Siguiendo esa misma deriva, se antoja lícita otra reflexión: ¿Salen mejor preparados los licenciados de hoy, que los de hace treinta y cinco o cuarenta años? Conozco docentes que han suprimido de su oratoria las frases subordinadas, porque parte del alumnado se perdía o enredaba en ellas. ¿Cómo se accede actualmente a la Universidad? ¿Con qué mimbres de partida, para conformar el cesto? Tendría gracia que esa respuesta fuese, no ya negativa, sino entenebrecida por la duda, cuando se ha multiplicado por cinco -y no en términos dinerarios, sino de valor empírico-, la inversión en enseñanza a lo largo de los últimos lustros.

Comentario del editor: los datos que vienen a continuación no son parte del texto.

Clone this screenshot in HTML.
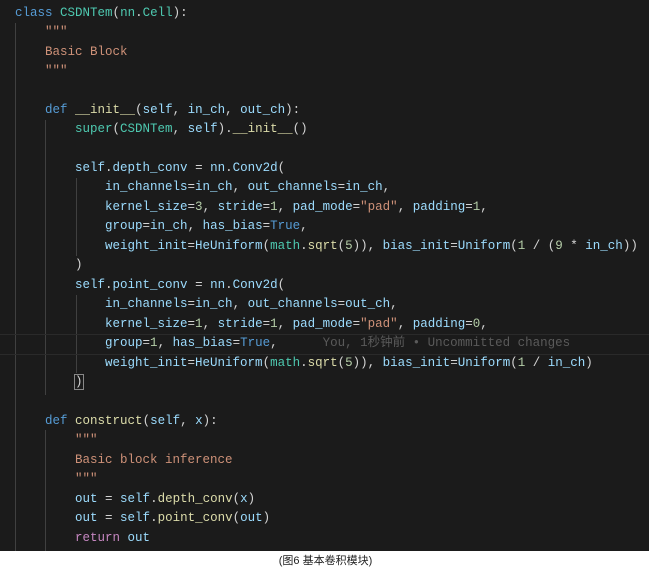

Durante mi tiempo en las aulas, un profesor de Economía nos recordaba insistentemente la diferencia entre invertir y despilfarrar. “La inversión nunca puede tratarse como un gasto -decía-, aunque nuestra Ley de Sociedades Anónimas permita introducir ciertos gastos en ese calcetín. La inversión siempre exige resultados, convénzanse. Y si los resultados no acompañan, es que no cabe hablar de inversión, sino de despilfarro”.

Pues eso. Además de adentrarnos por campos minados al tejer la historiografía de lo inmediato, pudiéramos estar hundiendo nuestros tobillos en el légamo del despilfarro.